Had they been in Atlantic division they would have (projected)
Atl: 37 pts in 24 games
NE: 27 pts in 20 games
SE: 33 pts in 20 games
West 23 pts in 18 games
So they would end up with 120 pts. Difference of one point.

Had they been in NE division they would have (projected)
Atl: 31 pts in 20 games
NE: 32 pts in 24 games
SE: 33 pts in 20 games
West 23 pts in 18 games
So they would end up with 119 pts. Difference of two points.

So yes they had better record but all advantage they got from that is 1-2 points :)
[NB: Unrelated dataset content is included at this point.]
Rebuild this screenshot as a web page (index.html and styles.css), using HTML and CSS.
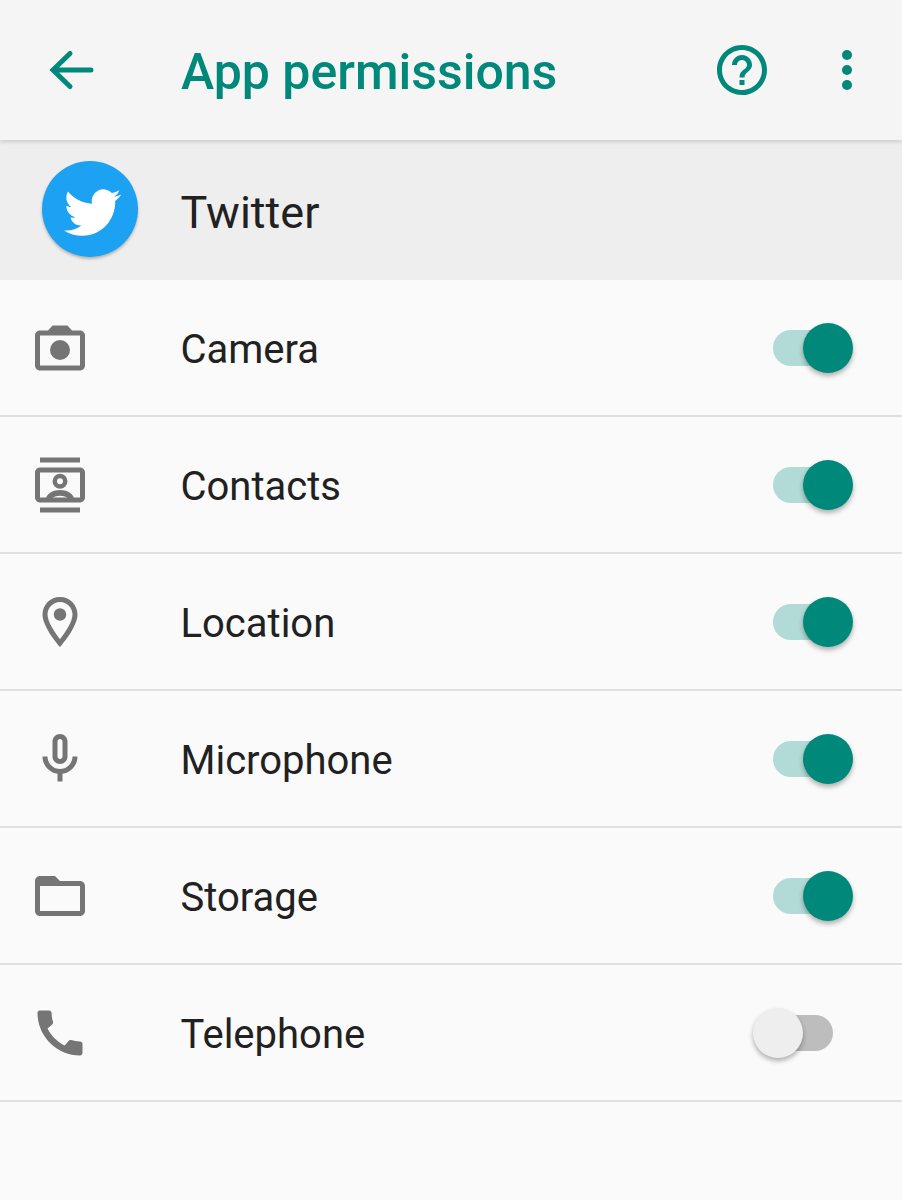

Not quite that simple. It's not just that they play in the SE division, it's that you get 4 more games against those teams than any of the other teams from other divisions. It's more than just the results, too, it's how easily you're able to get them. If the Caps played out this season 5 times in parallel universes, lol, those numbers for the NE and Atl. could change a lot each time. Games against Carolina aside, Washington had a much easier time dispatching divisional opponents compared to other opponents (outscored Atlanta, TB and Florida combined 82-45 in those games, versus 236-188, or, to reduce/simplify the fraction/ratio, 118-94 or 59-47 against the rest of the teams).

I think that goal margin is proportionally double, suggesting the Caps could beat their division rivals (at least slightly) more comfortably and consistently than the other teams. In an 82 game schedule, I have to think that's at least a small factor. Instead of just 1 or 2 points, it could work out to 5 or more depending.